[Front-end source files]
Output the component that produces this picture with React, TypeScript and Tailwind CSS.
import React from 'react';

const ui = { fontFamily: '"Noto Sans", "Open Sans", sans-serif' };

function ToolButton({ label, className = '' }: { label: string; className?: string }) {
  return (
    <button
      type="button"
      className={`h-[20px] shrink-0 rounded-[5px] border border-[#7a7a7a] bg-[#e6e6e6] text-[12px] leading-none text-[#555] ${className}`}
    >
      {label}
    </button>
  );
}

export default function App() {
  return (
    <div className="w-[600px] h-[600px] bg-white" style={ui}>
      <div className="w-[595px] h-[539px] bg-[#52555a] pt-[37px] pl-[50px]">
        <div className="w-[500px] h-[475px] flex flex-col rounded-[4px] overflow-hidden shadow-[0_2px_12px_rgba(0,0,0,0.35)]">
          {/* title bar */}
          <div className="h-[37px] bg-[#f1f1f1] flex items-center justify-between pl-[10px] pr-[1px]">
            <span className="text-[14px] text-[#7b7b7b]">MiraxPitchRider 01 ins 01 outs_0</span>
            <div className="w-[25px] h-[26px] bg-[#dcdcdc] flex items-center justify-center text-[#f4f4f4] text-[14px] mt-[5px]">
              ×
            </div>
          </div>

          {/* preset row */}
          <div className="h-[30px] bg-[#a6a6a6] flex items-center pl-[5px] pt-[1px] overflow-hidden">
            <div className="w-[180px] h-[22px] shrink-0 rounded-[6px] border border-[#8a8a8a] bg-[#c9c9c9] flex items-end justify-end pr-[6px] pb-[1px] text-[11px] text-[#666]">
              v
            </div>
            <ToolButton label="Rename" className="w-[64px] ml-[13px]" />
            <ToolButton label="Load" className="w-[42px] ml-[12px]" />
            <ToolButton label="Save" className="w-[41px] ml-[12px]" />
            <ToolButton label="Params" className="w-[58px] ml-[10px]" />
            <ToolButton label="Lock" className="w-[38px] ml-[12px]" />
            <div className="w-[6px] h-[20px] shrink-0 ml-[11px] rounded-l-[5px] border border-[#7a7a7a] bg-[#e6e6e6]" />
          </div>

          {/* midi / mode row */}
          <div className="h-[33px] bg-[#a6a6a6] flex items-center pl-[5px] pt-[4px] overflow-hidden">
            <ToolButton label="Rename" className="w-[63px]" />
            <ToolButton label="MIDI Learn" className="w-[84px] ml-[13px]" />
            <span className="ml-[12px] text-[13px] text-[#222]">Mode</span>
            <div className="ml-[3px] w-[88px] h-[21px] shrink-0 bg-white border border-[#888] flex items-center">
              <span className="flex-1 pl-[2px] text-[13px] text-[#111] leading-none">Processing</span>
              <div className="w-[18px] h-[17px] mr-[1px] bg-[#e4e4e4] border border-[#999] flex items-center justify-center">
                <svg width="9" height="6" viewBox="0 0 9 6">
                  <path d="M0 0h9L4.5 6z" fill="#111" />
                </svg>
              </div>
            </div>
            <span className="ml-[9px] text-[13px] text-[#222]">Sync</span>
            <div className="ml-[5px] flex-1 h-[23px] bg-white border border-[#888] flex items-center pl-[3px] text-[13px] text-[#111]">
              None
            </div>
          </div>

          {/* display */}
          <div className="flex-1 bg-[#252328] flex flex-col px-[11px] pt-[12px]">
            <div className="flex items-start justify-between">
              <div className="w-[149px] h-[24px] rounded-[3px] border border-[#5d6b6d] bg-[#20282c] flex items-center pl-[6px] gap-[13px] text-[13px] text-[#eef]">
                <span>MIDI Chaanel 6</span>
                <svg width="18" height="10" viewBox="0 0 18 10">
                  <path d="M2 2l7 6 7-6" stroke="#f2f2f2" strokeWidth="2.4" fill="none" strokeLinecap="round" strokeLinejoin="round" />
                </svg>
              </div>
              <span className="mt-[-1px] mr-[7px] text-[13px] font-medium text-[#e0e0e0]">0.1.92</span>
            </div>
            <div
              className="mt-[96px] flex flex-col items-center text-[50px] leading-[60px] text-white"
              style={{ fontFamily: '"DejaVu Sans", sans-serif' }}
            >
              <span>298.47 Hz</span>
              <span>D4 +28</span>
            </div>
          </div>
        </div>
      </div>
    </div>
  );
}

---

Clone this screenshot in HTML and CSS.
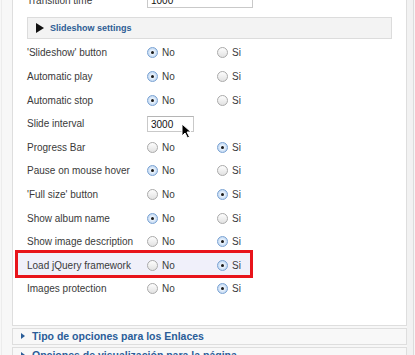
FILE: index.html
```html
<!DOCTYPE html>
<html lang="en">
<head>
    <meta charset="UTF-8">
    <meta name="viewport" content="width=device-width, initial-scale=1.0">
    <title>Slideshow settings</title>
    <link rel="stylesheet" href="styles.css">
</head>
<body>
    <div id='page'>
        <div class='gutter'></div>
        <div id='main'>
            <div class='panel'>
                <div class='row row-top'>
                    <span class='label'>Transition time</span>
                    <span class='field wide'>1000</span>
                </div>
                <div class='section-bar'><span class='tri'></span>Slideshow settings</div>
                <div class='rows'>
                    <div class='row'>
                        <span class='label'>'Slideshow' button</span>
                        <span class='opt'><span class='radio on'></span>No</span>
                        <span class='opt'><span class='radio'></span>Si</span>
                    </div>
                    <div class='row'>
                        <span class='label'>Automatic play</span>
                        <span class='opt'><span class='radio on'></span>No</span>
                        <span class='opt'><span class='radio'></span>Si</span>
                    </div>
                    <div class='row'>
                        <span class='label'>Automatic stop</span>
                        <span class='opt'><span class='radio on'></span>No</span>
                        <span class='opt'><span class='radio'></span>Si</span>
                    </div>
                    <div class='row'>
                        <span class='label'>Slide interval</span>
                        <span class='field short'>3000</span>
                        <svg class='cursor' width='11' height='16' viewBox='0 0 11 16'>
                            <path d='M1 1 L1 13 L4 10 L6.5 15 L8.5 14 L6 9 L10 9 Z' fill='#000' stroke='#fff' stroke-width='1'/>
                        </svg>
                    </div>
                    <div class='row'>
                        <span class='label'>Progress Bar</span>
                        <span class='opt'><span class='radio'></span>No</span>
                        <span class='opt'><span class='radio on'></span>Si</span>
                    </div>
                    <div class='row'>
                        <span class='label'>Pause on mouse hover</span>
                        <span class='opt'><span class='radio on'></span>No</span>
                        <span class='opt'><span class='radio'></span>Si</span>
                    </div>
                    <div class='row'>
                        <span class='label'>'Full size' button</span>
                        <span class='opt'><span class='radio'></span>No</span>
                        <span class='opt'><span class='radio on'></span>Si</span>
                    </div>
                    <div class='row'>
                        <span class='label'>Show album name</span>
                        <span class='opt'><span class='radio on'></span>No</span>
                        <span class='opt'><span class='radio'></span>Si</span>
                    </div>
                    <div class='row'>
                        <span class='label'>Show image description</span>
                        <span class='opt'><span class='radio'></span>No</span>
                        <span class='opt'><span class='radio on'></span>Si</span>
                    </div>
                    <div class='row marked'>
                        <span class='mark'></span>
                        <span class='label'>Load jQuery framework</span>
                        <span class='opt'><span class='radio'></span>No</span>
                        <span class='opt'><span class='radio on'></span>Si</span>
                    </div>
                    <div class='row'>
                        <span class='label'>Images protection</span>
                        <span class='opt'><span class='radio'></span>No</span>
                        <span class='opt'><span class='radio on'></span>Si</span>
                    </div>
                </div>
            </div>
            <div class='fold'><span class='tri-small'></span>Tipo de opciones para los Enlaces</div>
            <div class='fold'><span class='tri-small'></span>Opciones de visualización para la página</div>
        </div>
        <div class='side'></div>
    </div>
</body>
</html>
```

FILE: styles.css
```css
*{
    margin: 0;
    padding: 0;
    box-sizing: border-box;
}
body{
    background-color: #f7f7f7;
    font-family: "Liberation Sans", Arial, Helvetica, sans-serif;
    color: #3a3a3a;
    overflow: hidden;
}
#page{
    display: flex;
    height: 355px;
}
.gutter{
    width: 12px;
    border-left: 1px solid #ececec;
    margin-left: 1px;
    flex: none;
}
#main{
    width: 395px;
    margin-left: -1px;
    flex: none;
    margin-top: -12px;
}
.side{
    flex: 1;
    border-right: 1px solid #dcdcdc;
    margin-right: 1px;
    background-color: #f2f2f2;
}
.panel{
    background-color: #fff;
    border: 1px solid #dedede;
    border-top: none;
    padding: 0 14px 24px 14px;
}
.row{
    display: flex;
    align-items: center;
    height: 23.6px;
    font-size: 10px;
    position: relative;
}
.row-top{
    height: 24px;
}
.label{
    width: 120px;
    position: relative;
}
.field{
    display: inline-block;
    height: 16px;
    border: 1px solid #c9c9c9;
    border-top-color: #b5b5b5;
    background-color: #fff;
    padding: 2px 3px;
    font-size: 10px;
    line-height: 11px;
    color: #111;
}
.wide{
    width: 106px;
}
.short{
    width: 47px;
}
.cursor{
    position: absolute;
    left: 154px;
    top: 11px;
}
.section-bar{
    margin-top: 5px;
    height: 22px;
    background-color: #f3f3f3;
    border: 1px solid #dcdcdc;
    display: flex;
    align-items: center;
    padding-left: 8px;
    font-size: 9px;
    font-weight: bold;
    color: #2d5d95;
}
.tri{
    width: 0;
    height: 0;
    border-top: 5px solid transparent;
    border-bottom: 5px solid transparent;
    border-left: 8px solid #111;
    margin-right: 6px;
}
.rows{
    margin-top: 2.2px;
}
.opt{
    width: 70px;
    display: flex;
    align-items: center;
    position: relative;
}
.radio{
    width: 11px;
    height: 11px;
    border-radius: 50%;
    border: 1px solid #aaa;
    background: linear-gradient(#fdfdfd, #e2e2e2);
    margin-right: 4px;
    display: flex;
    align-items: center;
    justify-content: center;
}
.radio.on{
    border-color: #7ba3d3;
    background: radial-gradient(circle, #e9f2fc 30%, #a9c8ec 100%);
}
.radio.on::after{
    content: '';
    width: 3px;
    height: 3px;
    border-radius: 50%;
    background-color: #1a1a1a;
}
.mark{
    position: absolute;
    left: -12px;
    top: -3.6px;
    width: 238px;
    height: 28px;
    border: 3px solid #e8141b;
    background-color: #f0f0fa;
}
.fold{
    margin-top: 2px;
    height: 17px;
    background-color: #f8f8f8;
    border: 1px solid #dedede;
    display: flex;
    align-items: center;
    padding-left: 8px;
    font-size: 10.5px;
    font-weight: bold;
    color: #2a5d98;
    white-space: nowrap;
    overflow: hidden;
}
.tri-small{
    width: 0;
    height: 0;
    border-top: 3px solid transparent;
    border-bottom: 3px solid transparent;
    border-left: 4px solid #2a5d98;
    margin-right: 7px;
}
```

---

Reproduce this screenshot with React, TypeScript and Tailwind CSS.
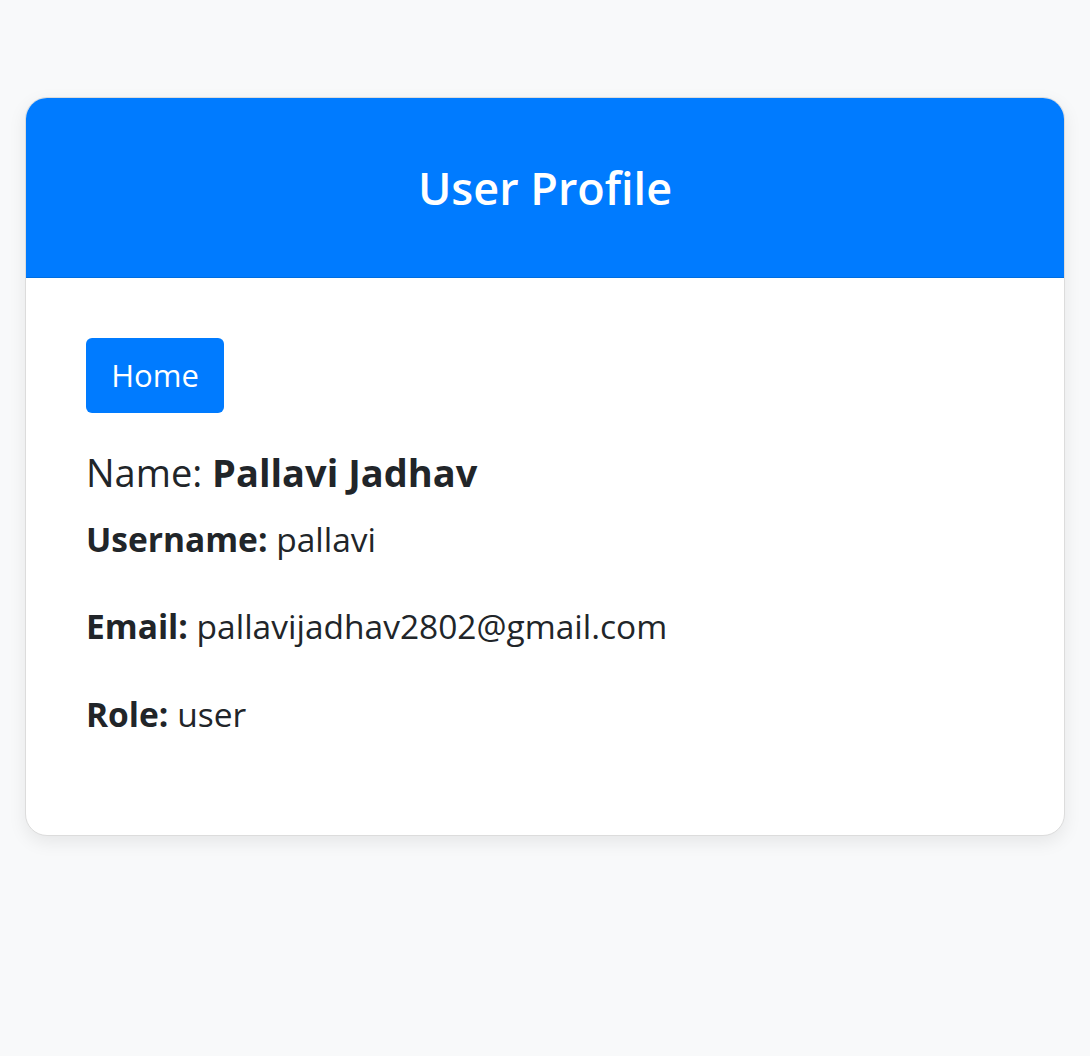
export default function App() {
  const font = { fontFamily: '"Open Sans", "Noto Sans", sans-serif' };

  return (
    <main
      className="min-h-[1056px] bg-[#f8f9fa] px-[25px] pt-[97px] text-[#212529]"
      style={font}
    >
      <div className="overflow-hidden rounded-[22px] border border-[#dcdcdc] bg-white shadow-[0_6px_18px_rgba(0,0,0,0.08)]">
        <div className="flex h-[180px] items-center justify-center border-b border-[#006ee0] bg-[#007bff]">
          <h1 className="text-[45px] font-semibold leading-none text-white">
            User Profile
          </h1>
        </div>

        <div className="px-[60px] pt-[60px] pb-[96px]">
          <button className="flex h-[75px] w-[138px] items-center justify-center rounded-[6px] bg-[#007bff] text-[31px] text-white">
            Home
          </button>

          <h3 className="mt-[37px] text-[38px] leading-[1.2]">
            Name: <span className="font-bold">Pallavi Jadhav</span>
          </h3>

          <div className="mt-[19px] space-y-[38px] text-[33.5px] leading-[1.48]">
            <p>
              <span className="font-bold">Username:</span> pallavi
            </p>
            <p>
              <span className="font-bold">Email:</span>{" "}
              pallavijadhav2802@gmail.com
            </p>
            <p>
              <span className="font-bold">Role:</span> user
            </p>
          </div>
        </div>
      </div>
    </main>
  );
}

WORK TO COMPLETE
Copy out each line of the entries that holds "screenshot".

PROBLEM SOLUTION
Clone this screenshot in HTML and CSS.
Reproduce this screenshot with React, TypeScript and Tailwind CSS.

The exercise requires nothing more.